STATED TASK: Filter for the word "this" and keep each matching line.

SUPPLIED MATERIAL:
┌────────
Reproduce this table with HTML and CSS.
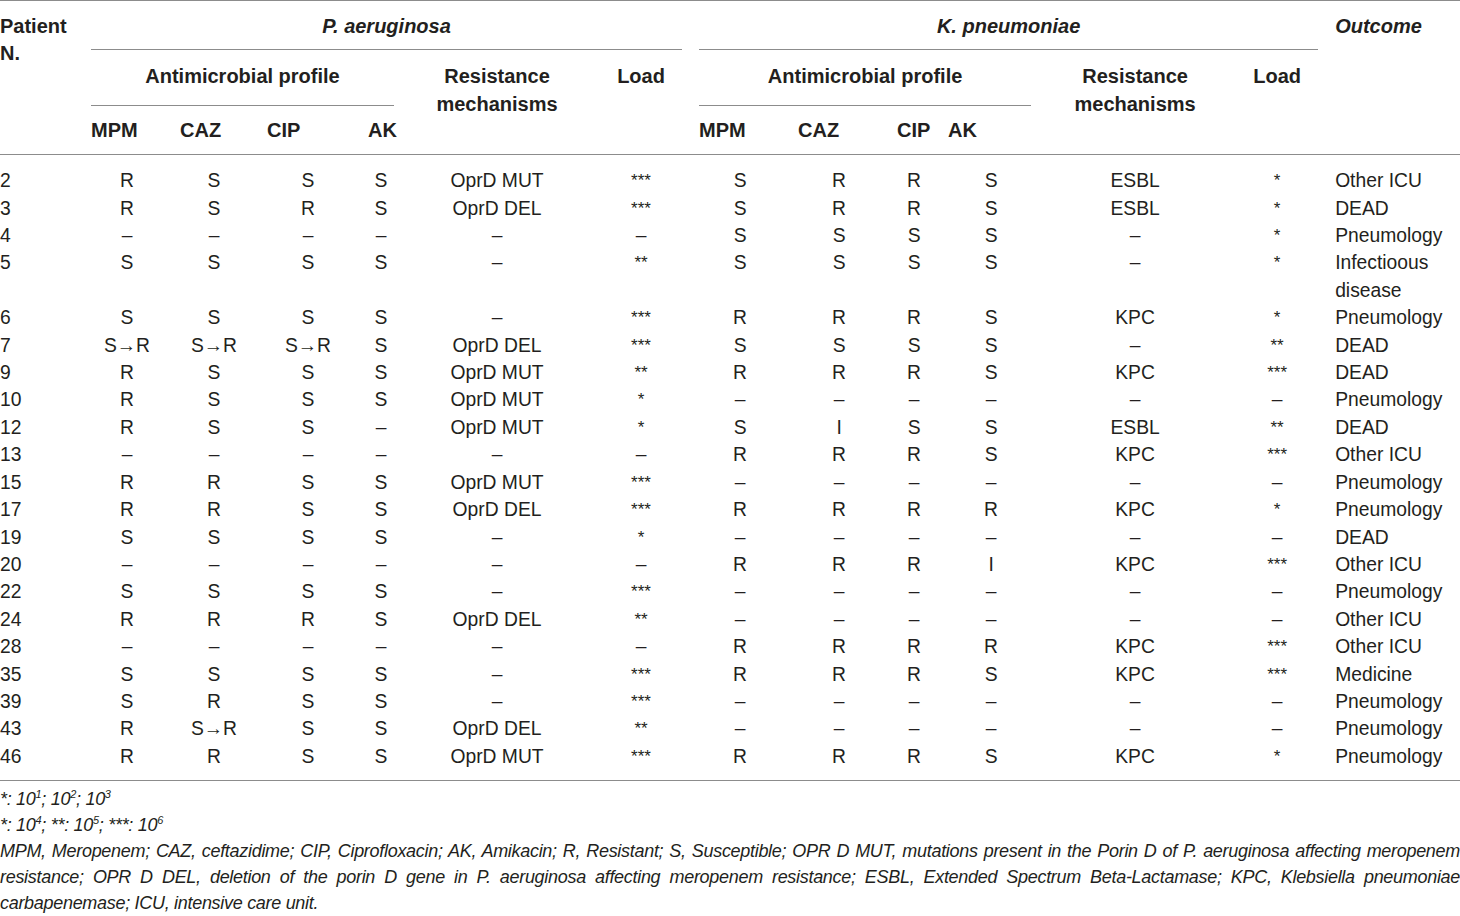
└────────
┌────────
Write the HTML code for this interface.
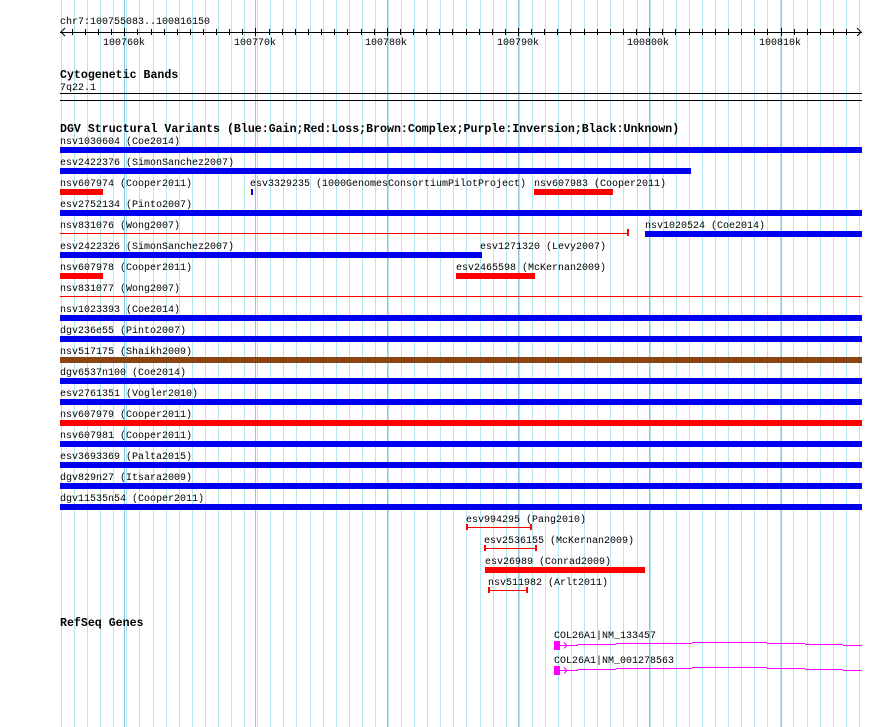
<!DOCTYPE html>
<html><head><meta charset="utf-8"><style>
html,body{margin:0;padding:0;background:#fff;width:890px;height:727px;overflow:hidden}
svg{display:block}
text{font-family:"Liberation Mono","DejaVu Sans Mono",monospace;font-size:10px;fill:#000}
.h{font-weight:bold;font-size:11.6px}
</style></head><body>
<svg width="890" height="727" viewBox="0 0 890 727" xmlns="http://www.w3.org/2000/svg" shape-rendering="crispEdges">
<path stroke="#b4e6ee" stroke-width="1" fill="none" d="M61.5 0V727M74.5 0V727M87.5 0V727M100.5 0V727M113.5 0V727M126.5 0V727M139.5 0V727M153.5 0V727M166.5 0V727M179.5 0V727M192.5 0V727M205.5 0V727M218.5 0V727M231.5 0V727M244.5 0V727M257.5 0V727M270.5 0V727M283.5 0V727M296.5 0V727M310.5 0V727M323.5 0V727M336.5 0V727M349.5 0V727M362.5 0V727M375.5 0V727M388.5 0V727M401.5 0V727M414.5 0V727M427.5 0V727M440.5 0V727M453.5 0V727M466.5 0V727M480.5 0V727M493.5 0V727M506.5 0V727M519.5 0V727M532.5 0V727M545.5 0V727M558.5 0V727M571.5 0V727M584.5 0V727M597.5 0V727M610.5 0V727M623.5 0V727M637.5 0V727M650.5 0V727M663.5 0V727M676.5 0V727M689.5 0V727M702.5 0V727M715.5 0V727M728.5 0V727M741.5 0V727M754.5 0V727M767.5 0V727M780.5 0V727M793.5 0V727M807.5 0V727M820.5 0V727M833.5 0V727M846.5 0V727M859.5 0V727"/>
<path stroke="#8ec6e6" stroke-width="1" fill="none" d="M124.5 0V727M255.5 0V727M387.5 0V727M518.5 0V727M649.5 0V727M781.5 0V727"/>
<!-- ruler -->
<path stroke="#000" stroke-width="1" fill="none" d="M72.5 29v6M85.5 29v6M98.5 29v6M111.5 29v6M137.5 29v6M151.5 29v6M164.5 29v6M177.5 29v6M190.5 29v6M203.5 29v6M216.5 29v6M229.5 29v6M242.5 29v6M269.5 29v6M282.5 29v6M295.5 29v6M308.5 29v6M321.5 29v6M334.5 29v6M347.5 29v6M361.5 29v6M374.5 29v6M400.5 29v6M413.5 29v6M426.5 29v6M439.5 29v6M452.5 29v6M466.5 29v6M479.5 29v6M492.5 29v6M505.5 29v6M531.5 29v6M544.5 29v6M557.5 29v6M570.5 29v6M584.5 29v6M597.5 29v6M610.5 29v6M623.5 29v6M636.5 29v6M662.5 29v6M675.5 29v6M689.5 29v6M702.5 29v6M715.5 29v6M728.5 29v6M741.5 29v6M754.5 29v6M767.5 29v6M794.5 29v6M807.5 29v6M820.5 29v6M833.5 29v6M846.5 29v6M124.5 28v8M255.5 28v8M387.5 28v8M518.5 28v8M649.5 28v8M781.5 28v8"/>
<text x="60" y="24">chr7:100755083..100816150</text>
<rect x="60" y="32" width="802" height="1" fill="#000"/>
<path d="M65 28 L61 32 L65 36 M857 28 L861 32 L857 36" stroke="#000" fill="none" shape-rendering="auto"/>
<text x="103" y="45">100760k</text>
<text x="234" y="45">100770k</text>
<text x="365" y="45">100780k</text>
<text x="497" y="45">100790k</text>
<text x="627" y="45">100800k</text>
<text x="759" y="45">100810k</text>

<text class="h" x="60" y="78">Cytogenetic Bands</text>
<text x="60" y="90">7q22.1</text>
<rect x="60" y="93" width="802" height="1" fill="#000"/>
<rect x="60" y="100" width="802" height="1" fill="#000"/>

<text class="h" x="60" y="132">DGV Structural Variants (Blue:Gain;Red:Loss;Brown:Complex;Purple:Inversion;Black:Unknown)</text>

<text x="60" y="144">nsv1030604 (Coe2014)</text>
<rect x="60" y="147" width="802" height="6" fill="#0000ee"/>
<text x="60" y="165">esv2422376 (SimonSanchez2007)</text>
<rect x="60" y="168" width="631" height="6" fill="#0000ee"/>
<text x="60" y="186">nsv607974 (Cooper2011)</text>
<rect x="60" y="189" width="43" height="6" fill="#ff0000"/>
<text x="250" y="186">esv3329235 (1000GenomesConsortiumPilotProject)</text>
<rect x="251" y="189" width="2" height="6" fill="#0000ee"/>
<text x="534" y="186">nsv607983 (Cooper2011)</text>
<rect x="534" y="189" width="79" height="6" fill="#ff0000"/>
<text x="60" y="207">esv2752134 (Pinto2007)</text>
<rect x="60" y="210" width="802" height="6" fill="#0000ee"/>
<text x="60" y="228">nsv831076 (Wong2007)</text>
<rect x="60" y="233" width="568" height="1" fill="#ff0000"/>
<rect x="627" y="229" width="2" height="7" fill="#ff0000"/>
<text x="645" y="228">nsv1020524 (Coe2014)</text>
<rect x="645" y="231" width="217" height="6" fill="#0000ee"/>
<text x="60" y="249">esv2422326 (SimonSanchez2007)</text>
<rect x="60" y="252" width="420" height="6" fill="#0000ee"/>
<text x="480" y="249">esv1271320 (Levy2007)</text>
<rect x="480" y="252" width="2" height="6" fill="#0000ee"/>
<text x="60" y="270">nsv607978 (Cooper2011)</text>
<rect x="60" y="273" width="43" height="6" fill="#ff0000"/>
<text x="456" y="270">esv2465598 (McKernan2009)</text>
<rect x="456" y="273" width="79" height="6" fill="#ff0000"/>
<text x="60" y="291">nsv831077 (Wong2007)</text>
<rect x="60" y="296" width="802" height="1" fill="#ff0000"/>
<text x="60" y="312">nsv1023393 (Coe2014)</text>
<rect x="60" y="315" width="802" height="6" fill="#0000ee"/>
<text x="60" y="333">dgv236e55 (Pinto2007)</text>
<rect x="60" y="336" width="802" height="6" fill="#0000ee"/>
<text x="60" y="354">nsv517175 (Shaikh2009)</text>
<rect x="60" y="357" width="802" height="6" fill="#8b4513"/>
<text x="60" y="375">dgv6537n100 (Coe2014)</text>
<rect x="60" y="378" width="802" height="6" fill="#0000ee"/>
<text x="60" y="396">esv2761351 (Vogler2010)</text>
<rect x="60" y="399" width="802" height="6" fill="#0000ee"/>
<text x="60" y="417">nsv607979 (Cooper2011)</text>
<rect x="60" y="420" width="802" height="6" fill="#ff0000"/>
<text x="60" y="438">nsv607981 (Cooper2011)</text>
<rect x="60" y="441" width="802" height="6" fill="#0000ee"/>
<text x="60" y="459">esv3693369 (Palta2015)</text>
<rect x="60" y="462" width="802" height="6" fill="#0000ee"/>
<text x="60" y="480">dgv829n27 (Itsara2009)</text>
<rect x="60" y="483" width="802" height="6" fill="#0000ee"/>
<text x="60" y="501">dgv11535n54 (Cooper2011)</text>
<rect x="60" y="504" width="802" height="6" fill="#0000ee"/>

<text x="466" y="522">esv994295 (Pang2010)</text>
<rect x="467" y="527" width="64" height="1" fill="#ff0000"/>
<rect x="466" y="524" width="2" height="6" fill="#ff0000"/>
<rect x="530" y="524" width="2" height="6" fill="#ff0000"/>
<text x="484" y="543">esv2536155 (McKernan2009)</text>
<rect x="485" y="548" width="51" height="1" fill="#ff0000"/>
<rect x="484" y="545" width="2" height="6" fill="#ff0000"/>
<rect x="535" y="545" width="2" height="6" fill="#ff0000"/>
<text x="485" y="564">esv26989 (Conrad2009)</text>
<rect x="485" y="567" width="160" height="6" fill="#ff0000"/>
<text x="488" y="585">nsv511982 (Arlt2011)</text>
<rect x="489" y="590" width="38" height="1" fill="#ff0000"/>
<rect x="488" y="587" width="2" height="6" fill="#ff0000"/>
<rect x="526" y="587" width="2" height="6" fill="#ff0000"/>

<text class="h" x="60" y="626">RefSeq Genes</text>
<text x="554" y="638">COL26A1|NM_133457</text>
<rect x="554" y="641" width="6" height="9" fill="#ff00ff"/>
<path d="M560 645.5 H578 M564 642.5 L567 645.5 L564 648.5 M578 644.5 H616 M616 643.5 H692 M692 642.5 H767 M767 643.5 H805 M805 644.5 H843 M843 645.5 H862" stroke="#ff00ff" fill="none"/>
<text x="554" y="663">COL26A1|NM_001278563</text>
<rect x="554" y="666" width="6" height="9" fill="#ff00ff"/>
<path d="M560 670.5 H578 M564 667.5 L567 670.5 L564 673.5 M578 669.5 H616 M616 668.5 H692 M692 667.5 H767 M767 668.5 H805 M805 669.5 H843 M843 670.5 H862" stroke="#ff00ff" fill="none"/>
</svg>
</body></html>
└────────
EXPECTED ANSWER:
Reproduce this table with HTML and CSS.
Write the HTML code for this interface.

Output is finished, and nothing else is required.